Without the pictures, return all of the material exactly as written.

**********

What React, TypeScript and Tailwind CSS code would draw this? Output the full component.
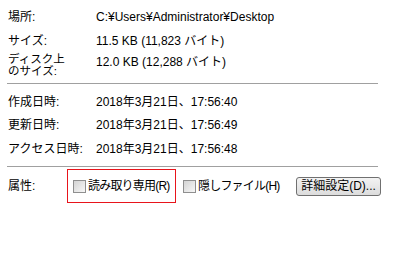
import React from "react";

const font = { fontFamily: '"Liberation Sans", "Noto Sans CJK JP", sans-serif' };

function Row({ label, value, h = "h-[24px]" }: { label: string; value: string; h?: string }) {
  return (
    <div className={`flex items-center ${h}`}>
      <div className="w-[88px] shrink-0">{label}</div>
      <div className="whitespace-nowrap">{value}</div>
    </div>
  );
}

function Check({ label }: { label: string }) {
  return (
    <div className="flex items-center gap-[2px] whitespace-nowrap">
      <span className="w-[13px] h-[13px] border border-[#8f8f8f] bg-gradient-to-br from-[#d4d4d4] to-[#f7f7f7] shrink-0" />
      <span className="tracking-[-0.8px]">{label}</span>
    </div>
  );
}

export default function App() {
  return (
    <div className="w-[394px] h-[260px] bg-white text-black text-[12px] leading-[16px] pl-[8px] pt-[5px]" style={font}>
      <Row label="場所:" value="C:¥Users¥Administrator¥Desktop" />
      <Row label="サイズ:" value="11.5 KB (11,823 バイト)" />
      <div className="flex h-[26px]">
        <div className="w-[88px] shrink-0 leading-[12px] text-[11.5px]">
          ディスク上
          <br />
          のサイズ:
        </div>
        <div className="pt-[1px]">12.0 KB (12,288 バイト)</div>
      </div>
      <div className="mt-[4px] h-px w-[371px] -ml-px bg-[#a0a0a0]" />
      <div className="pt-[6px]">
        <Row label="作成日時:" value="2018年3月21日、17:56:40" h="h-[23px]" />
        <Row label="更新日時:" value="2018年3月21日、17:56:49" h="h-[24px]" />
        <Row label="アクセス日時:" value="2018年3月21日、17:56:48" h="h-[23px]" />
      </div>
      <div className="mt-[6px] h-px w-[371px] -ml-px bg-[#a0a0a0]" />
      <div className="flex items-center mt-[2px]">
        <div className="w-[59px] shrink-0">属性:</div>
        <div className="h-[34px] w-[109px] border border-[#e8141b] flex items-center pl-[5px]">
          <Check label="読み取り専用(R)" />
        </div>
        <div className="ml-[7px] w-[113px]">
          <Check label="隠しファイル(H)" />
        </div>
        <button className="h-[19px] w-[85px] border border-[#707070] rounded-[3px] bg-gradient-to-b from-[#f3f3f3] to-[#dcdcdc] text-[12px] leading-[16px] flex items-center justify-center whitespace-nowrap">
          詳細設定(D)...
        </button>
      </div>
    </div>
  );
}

**********

**Response to this task:**
What React, TypeScript and Tailwind CSS code would draw this? Output the full component.
import React from "react";

const font = { fontFamily: '"Liberation Sans", "Noto Sans CJK JP", sans-serif' };

function Row({ label, value, h = "h-[24px]" }: { label: string; value: string; h?: string }) {
  return (
    <div className={`flex items-center ${h}`}>
      <div className="w-[88px] shrink-0">{label}</div>
      <div className="whitespace-nowrap">{value}</div>
    </div>
  );
}

function Check({ label }: { label: string }) {
  return (
    <div className="flex items-center gap-[2px] whitespace-nowrap">
      <span className="w-[13px] h-[13px] border border-[#8f8f8f] bg-gradient-to-br from-[#d4d4d4] to-[#f7f7f7] shrink-0" />
      <span className="tracking-[-0.8px]">{label}</span>
    </div>
  );
}

export default function App() {
  return (
    <div className="w-[394px] h-[260px] bg-white text-black text-[12px] leading-[16px] pl-[8px] pt-[5px]" style={font}>
      <Row label="場所:" value="C:¥Users¥Administrator¥Desktop" />
      <Row label="サイズ:" value="11.5 KB (11,823 バイト)" />
      <div className="flex h-[26px]">
        <div className="w-[88px] shrink-0 leading-[12px] text-[11.5px]">
          ディスク上
          <br />
          のサイズ:
        </div>
        <div className="pt-[1px]">12.0 KB (12,288 バイト)</div>
      </div>
      <div className="mt-[4px] h-px w-[371px] -ml-px bg-[#a0a0a0]" />
      <div className="pt-[6px]">
        <Row label="作成日時:" value="2018年3月21日、17:56:40" h="h-[23px]" />
        <Row label="更新日時:" value="2018年3月21日、17:56:49" h="h-[24px]" />
        <Row label="アクセス日時:" value="2018年3月21日、17:56:48" h="h-[23px]" />
      </div>
      <div className="mt-[6px] h-px w-[371px] -ml-px bg-[#a0a0a0]" />
      <div className="flex items-center mt-[2px]">
        <div className="w-[59px] shrink-0">属性:</div>
        <div className="h-[34px] w-[109px] border border-[#e8141b] flex items-center pl-[5px]">
          <Check label="読み取り専用(R)" />
        </div>
        <div className="ml-[7px] w-[113px]">
          <Check label="隠しファイル(H)" />
        </div>
        <button className="h-[19px] w-[85px] border border-[#707070] rounded-[3px] bg-gradient-to-b from-[#f3f3f3] to-[#dcdcdc] text-[12px] leading-[16px] flex items-center justify-center whitespace-nowrap">
          詳細設定(D)...
        </button>
      </div>
    </div>
  );
}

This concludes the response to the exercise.